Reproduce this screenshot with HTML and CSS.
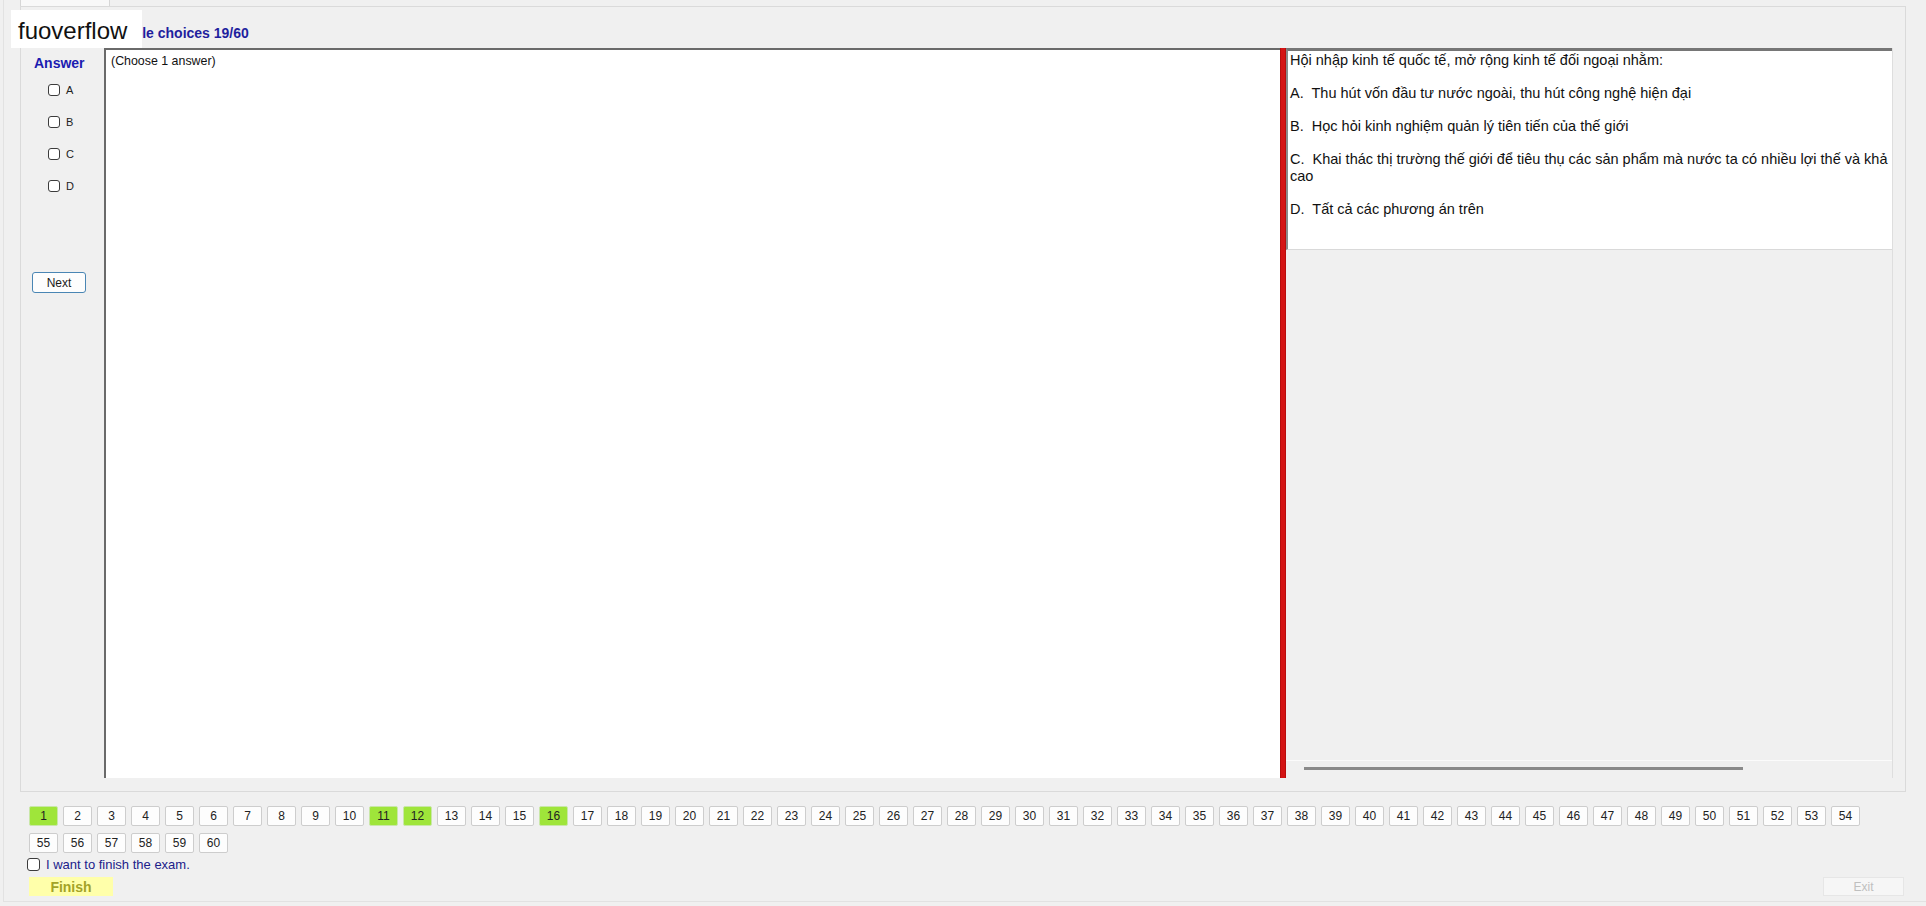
FILE: index.html
```html
<!DOCTYPE html>
<html>
<head>
<meta charset="utf-8">
<title>Multiple choices 19/60</title>
<link rel="stylesheet" href="styles.css">
</head>
<body>
<div class="app">
  <div class="brand">fuoverflow</div>
  <div class="tabstrip"><div class="tab"></div></div>
  <div class="tabpage">
    <div class="caption">Multiple choices 19/60</div>
    <div class="exam">
      <div class="answer-col">
        <div class="answer-title">Answer</div>
        <label class="option"><input type="checkbox"> A</label>
        <label class="option"><input type="checkbox"> B</label>
        <label class="option"><input type="checkbox"> C</label>
        <label class="option"><input type="checkbox"> D</label>
        <button class="btn-next">Next</button>
      </div>
      <div class="stem">(Choose 1 answer)</div>
      <div class="splitter"></div>
      <div class="question-pane">
        <div class="question">
          <p>Hội nhập kinh tế quốc tế, mở rộng kinh tế đối ngoại nhằm:</p>
          <p>A.&nbsp; Thu hút vốn đầu tư nước ngoài, thu hút công nghệ hiện đại</p>
          <p>B.&nbsp; Học hỏi kinh nghiệm quản lý tiên tiến của thế giới</p>
          <p>C.&nbsp; Khai thác thị trường thế giới để tiêu thụ các sản phẩm mà nước ta có nhiều lợi thế và khả<br>cao</p>
          <p>D.&nbsp; Tất cả các phương án trên</p>
        </div>
        <div class="hscroll"><span class="thumb"></span></div>
      </div>
    </div>
  </div>

  <div class="nav">
    <button class="num done">1</button><button class="num">2</button><button class="num">3</button><button class="num">4</button><button class="num">5</button><button class="num">6</button><button class="num">7</button><button class="num">8</button><button class="num">9</button><button class="num">10</button>
    <button class="num done">11</button><button class="num done">12</button><button class="num">13</button><button class="num">14</button><button class="num">15</button><button class="num done">16</button><button class="num">17</button><button class="num">18</button><button class="num">19</button><button class="num">20</button>
    <button class="num">21</button><button class="num">22</button><button class="num">23</button><button class="num">24</button><button class="num">25</button><button class="num">26</button><button class="num">27</button><button class="num">28</button><button class="num">29</button><button class="num">30</button>
    <button class="num">31</button><button class="num">32</button><button class="num">33</button><button class="num">34</button><button class="num">35</button><button class="num">36</button><button class="num">37</button><button class="num">38</button><button class="num">39</button><button class="num">40</button>
    <button class="num">41</button><button class="num">42</button><button class="num">43</button><button class="num">44</button><button class="num">45</button><button class="num">46</button><button class="num">47</button><button class="num">48</button><button class="num">49</button><button class="num">50</button>
    <button class="num">51</button><button class="num">52</button><button class="num">53</button><button class="num">54</button><button class="num">55</button><button class="num">56</button><button class="num">57</button><button class="num">58</button><button class="num">59</button><button class="num">60</button>
  </div>

  <label class="confirm"><input type="checkbox"> I want to finish the exam.</label>

  <div class="actions">
    <button class="btn-finish">Finish</button>
    <button class="btn-exit" disabled>Exit</button>
  </div>
</div>
</body>
</html>
```

FILE: styles.css
```css
body {
  margin: 0;
  width: 1926px;
  height: 906px;
  overflow: hidden;
  background: #f0f0f0;
  font-family: "Liberation Sans", Arial, sans-serif;
  color: #1e1e1e;
}
*, *:before, *:after { box-sizing: border-box; }
button { font-family: inherit; }

.app {
  position: relative;
  margin-left: 3px;
  height: 902px;
  border-left: 1px solid #e2e2e2;
  border-bottom: 1px solid #e2e2e2;
}

/* site watermark sitting over the caption */
.brand {
  position: absolute;
  left: 7px;
  top: 10px;
  width: 131px;
  height: 38px;
  padding: 3px 0 0 7px;
  background: #fff;
  font-size: 24px;
  line-height: 35px;
  color: #111;
}

.tabstrip { height: 6px; padding-left: 16px; }
.tab {
  width: 90px;
  height: 6px;
  background: #f8f8f8;
  border: 1px solid #d6d6d6;
  border-top: none;
  border-bottom: none;
}

.tabpage {
  margin-left: 16px;
  width: 1886px;
  height: 786px;
  border: 1px solid #dadada;
  background: #f0f0f0;
}
.caption {
  height: 41px;
  padding: 18px 0 0 80px;
  font-size: 14px;
  line-height: 16px;
  font-weight: bold;
  color: #1f1f9e;
}

.exam { display: flex; height: 730px; }

.answer-col { width: 83px; }
.answer-title {
  padding: 7px 0 0 13px;
  font-size: 14px;
  line-height: 16px;
  font-weight: bold;
  color: #1b1bb0;
}
.option {
  display: flex;
  align-items: center;
  height: 32px;
  padding-left: 27px;
  font-size: 11px;
  color: #222;
}
.answer-title + .option { margin-top: 3px; }
.option input { margin: 0 6px 0 0; }

input[type=checkbox] {
  appearance: none;
  -webkit-appearance: none;
  width: 12px;
  height: 12px;
  border: 1px solid #3c3c3c;
  border-radius: 3px;
  background: #fff;
}

.btn-next {
  display: block;
  margin: 70px 0 0 11px;
  width: 54px;
  height: 21px;
  padding: 0;
  background: #fdfdfd;
  border: 1px solid #4a86b4;
  border-radius: 3px;
  font-size: 12px;
  color: #1a1a1a;
}

.stem {
  width: 1176px;
  padding: 4px 0 0 5px;
  background: #fff;
  border-left: 2px solid #6a6a6a;
  border-top: 2px solid #6a6a6a;
  font-size: 12.4px;
  line-height: 14px;
  color: #111;
}

.splitter {
  width: 6px;
  background: #d41414;
  border-left: 1px solid #b80d0d;
  border-right: 1px solid #b80d0d;
}

.question-pane {
  display: flex;
  flex-direction: column;
  width: 607px;
  border-right: 1px solid #dedede;
}
.question {
  height: 202px;
  overflow: hidden;
  padding: 1px 0 0 2px;
  background: #fff;
  border-top: 3px solid #767676;
  border-left: 2px solid #8a8a8a;
  border-bottom: 1px solid #d9d9d9;
  font-size: 14.5px;
  line-height: 17px;
  color: #111;
}
.question p { margin: 0 0 16px; white-space: nowrap; }
.hscroll {
  margin-top: auto;
  height: 18px;
  padding: 6px 0 0 18px;
  border-top: 1px solid #fbfbfb;
}
.thumb {
  display: block;
  width: 439px;
  height: 3px;
  background: #8a8a8a;
}

/* 54 buttons per row, the rest wrap */
.nav {
  display: flex;
  flex-wrap: wrap;
  gap: 7px 5px;
  width: 1840px;
  margin: 14px 0 0 25px;
}
.num {
  width: 29px;
  height: 20px;
  padding: 0;
  background: #fdfdfd;
  border: 1px solid #cdcdcd;
  border-radius: 2px;
  font-size: 12px;
  color: #222;
}
.num.done { background: #9fe53a; border-color: #c9e7a8; }

.confirm {
  display: flex;
  align-items: center;
  height: 14px;
  margin: 4px 0 0 23px;
  font-size: 13px;
  color: #20208a;
}
.confirm input { width: 13px; height: 13px; margin: 0 6px 0 0; }

.actions {
  display: flex;
  justify-content: space-between;
  width: 1875px;
  margin: 6px 0 0 25px;
}
.btn-finish {
  width: 84px;
  height: 19px;
  padding: 0;
  background: #ffffaa;
  border: none;
  font-size: 14px;
  font-weight: bold;
  color: #a3a328;
}
.btn-exit {
  width: 81px;
  height: 19px;
  padding: 0;
  background: #f6f6f6;
  border: 1px solid #e6e6e6;
  font-size: 12px;
  color: #bfbfbf;
}
```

^^^^^^^^

Job: Write out again every line above exactly as given; the pictures do not belong in the copy.

The completed task:
Reproduce this screenshot with HTML and CSS.
FILE: index.html
```html
<!DOCTYPE html>
<html>
<head>
<meta charset="utf-8">
<title>Multiple choices 19/60</title>
<link rel="stylesheet" href="styles.css">
</head>
<body>
<div class="app">
  <div class="brand">fuoverflow</div>
  <div class="tabstrip"><div class="tab"></div></div>
  <div class="tabpage">
    <div class="caption">Multiple choices 19/60</div>
    <div class="exam">
      <div class="answer-col">
        <div class="answer-title">Answer</div>
        <label class="option"><input type="checkbox"> A</label>
        <label class="option"><input type="checkbox"> B</label>
        <label class="option"><input type="checkbox"> C</label>
        <label class="option"><input type="checkbox"> D</label>
        <button class="btn-next">Next</button>
      </div>
      <div class="stem">(Choose 1 answer)</div>
      <div class="splitter"></div>
      <div class="question-pane">
        <div class="question">
          <p>Hội nhập kinh tế quốc tế, mở rộng kinh tế đối ngoại nhằm:</p>
          <p>A.&nbsp; Thu hút vốn đầu tư nước ngoài, thu hút công nghệ hiện đại</p>
          <p>B.&nbsp; Học hỏi kinh nghiệm quản lý tiên tiến của thế giới</p>
          <p>C.&nbsp; Khai thác thị trường thế giới để tiêu thụ các sản phẩm mà nước ta có nhiều lợi thế và khả<br>cao</p>
          <p>D.&nbsp; Tất cả các phương án trên</p>
        </div>
        <div class="hscroll"><span class="thumb"></span></div>
      </div>
    </div>
  </div>

  <div class="nav">
    <button class="num done">1</button><button class="num">2</button><button class="num">3</button><button class="num">4</button><button class="num">5</button><button class="num">6</button><button class="num">7</button><button class="num">8</button><button class="num">9</button><button class="num">10</button>
    <button class="num done">11</button><button class="num done">12</button><button class="num">13</button><button class="num">14</button><button class="num">15</button><button class="num done">16</button><button class="num">17</button><button class="num">18</button><button class="num">19</button><button class="num">20</button>
    <button class="num">21</button><button class="num">22</button><button class="num">23</button><button class="num">24</button><button class="num">25</button><button class="num">26</button><button class="num">27</button><button class="num">28</button><button class="num">29</button><button class="num">30</button>
    <button class="num">31</button><button class="num">32</button><button class="num">33</button><button class="num">34</button><button class="num">35</button><button class="num">36</button><button class="num">37</button><button class="num">38</button><button class="num">39</button><button class="num">40</button>
    <button class="num">41</button><button class="num">42</button><button class="num">43</button><button class="num">44</button><button class="num">45</button><button class="num">46</button><button class="num">47</button><button class="num">48</button><button class="num">49</button><button class="num">50</button>
    <button class="num">51</button><button class="num">52</button><button class="num">53</button><button class="num">54</button><button class="num">55</button><button class="num">56</button><button class="num">57</button><button class="num">58</button><button class="num">59</button><button class="num">60</button>
  </div>

  <label class="confirm"><input type="checkbox"> I want to finish the exam.</label>

  <div class="actions">
    <button class="btn-finish">Finish</button>
    <button class="btn-exit" disabled>Exit</button>
  </div>
</div>
</body>
</html>
```

FILE: styles.css
```css
body {
  margin: 0;
  width: 1926px;
  height: 906px;
  overflow: hidden;
  background: #f0f0f0;
  font-family: "Liberation Sans", Arial, sans-serif;
  color: #1e1e1e;
}
*, *:before, *:after { box-sizing: border-box; }
button { font-family: inherit; }

.app {
  position: relative;
  margin-left: 3px;
  height: 902px;
  border-left: 1px solid #e2e2e2;
  border-bottom: 1px solid #e2e2e2;
}

/* site watermark sitting over the caption */
.brand {
  position: absolute;
  left: 7px;
  top: 10px;
  width: 131px;
  height: 38px;
  padding: 3px 0 0 7px;
  background: #fff;
  font-size: 24px;
  line-height: 35px;
  color: #111;
}

.tabstrip { height: 6px; padding-left: 16px; }
.tab {
  width: 90px;
  height: 6px;
  background: #f8f8f8;
  border: 1px solid #d6d6d6;
  border-top: none;
  border-bottom: none;
}

.tabpage {
  margin-left: 16px;
  width: 1886px;
  height: 786px;
  border: 1px solid #dadada;
  background: #f0f0f0;
}
.caption {
  height: 41px;
  padding: 18px 0 0 80px;
  font-size: 14px;
  line-height: 16px;
  font-weight: bold;
  color: #1f1f9e;
}

.exam { display: flex; height: 730px; }

.answer-col { width: 83px; }
.answer-title {
  padding: 7px 0 0 13px;
  font-size: 14px;
  line-height: 16px;
  font-weight: bold;
  color: #1b1bb0;
}
.option {
  display: flex;
  align-items: center;
  height: 32px;
  padding-left: 27px;
  font-size: 11px;
  color: #222;
}
.answer-title + .option { margin-top: 3px; }
.option input { margin: 0 6px 0 0; }

input[type=checkbox] {
  appearance: none;
  -webkit-appearance: none;
  width: 12px;
  height: 12px;
  border: 1px solid #3c3c3c;
  border-radius: 3px;
  background: #fff;
}

.btn-next {
  display: block;
  margin: 70px 0 0 11px;
  width: 54px;
  height: 21px;
  padding: 0;
  background: #fdfdfd;
  border: 1px solid #4a86b4;
  border-radius: 3px;
  font-size: 12px;
  color: #1a1a1a;
}

.stem {
  width: 1176px;
  padding: 4px 0 0 5px;
  background: #fff;
  border-left: 2px solid #6a6a6a;
  border-top: 2px solid #6a6a6a;
  font-size: 12.4px;
  line-height: 14px;
  color: #111;
}

.splitter {
  width: 6px;
  background: #d41414;
  border-left: 1px solid #b80d0d;
  border-right: 1px solid #b80d0d;
}

.question-pane {
  display: flex;
  flex-direction: column;
  width: 607px;
  border-right: 1px solid #dedede;
}
.question {
  height: 202px;
  overflow: hidden;
  padding: 1px 0 0 2px;
  background: #fff;
  border-top: 3px solid #767676;
  border-left: 2px solid #8a8a8a;
  border-bottom: 1px solid #d9d9d9;
  font-size: 14.5px;
  line-height: 17px;
  color: #111;
}
.question p { margin: 0 0 16px; white-space: nowrap; }
.hscroll {
  margin-top: auto;
  height: 18px;
  padding: 6px 0 0 18px;
  border-top: 1px solid #fbfbfb;
}
.thumb {
  display: block;
  width: 439px;
  height: 3px;
  background: #8a8a8a;
}

/* 54 buttons per row, the rest wrap */
.nav {
  display: flex;
  flex-wrap: wrap;
  gap: 7px 5px;
  width: 1840px;
  margin: 14px 0 0 25px;
}
.num {
  width: 29px;
  height: 20px;
  padding: 0;
  background: #fdfdfd;
  border: 1px solid #cdcdcd;
  border-radius: 2px;
  font-size: 12px;
  color: #222;
}
.num.done { background: #9fe53a; border-color: #c9e7a8; }

.confirm {
  display: flex;
  align-items: center;
  height: 14px;
  margin: 4px 0 0 23px;
  font-size: 13px;
  color: #20208a;
}
.confirm input { width: 13px; height: 13px; margin: 0 6px 0 0; }

.actions {
  display: flex;
  justify-content: space-between;
  width: 1875px;
  margin: 6px 0 0 25px;
}
.btn-finish {
  width: 84px;
  height: 19px;
  padding: 0;
  background: #ffffaa;
  border: none;
  font-size: 14px;
  font-weight: bold;
  color: #a3a328;
}
.btn-exit {
  width: 81px;
  height: 19px;
  padding: 0;
  background: #f6f6f6;
  border: 1px solid #e6e6e6;
  font-size: 12px;
  color: #bfbfbf;
}
```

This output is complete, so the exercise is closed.